Step 4: Alert Generation

When detection conditions are met, an alert is generated.

At this point:

  • The event is fully structured
  • It contains contextual information
  • It is assigned a severity level

It is important to distinguish between:

  • Alerts → events that triggered rules
  • Archives → full raw telemetry (optional but useful for investigations)

Only alerts are typically forwarded for indexing by default.


Stage 3: Storage and Indexing (Wazuh Indexer)

After analysis, alerts are forwarded to the Indexer.

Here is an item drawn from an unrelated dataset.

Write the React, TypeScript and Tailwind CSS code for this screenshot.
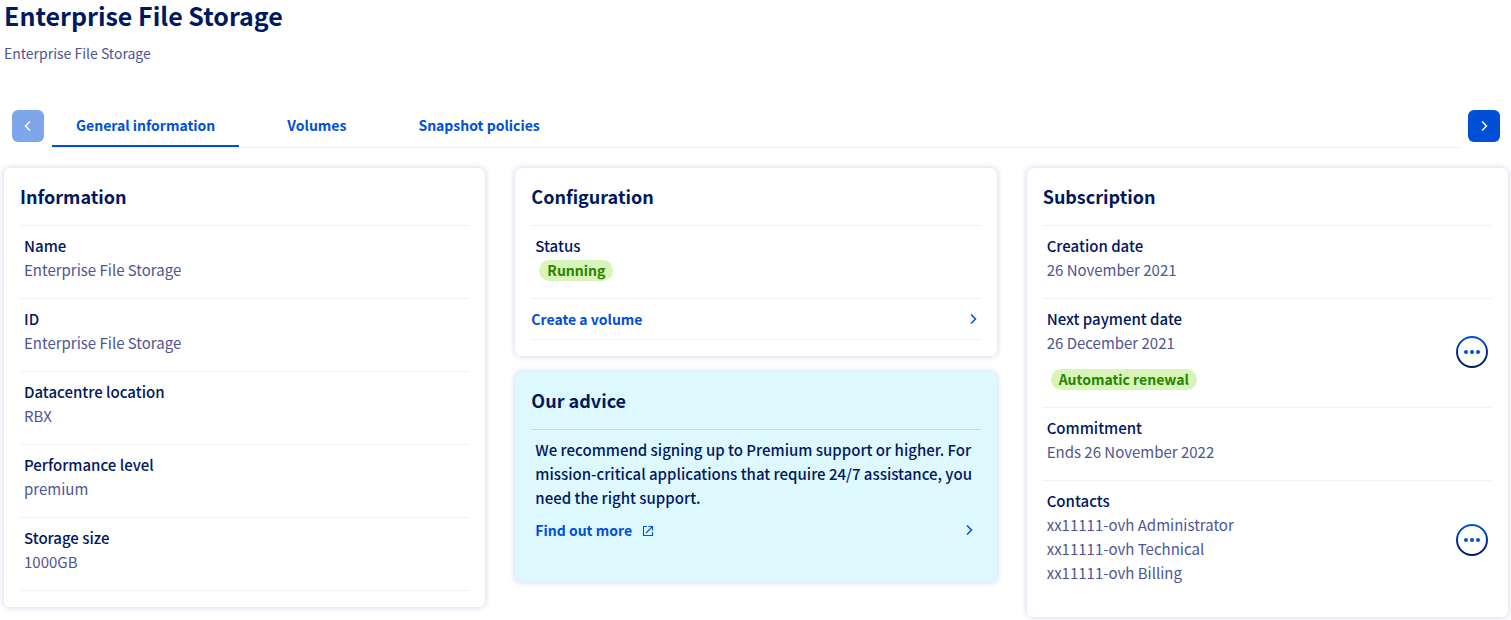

The Indexer is responsible for:

  • Storing data as structured documents
  • Organizing data into time-based indices
  • Enabling fast and efficient querying

Each alert is stored with fields such as:

  • timestamp
  • rule ID and description
  • severity level
  • agent and host information
  • extracted event data

This layer enables:

  • Full-text search
  • Filtering and aggregation
  • Historical analysis

Without indexing, large-scale log analysis would not be feasible.


Stage 4: Visualization and Investigation (Dashboard)

The Dashboard is the analyst interface layer.

It does not process or generate data.
Instead, it retrieves data from the Indexer and presents it in a structured and interactive format.

Through the dashboard, analysts can:

  • Monitor alerts in real time
  • Search and filter events
  • Investigate incidents
  • Build visualizations and dashboards
  • Map detections to frameworks such as MITRE ATT&CK

This is where processed data becomes actionable insight.


End-to-End Data Flow Summary

The lifecycle of an event in Wazuh can be summarized as follows:

Raw Event (Endpoint)
→ Collected by Agent
→ Decoded and analyzed by Manager
→ Evaluated against rules and correlation logic
→ Converted into an Alert
→ Indexed for storage and search
→ Queried and visualized in Dashboard


Key Concept

Wazuh is not just a log collection system.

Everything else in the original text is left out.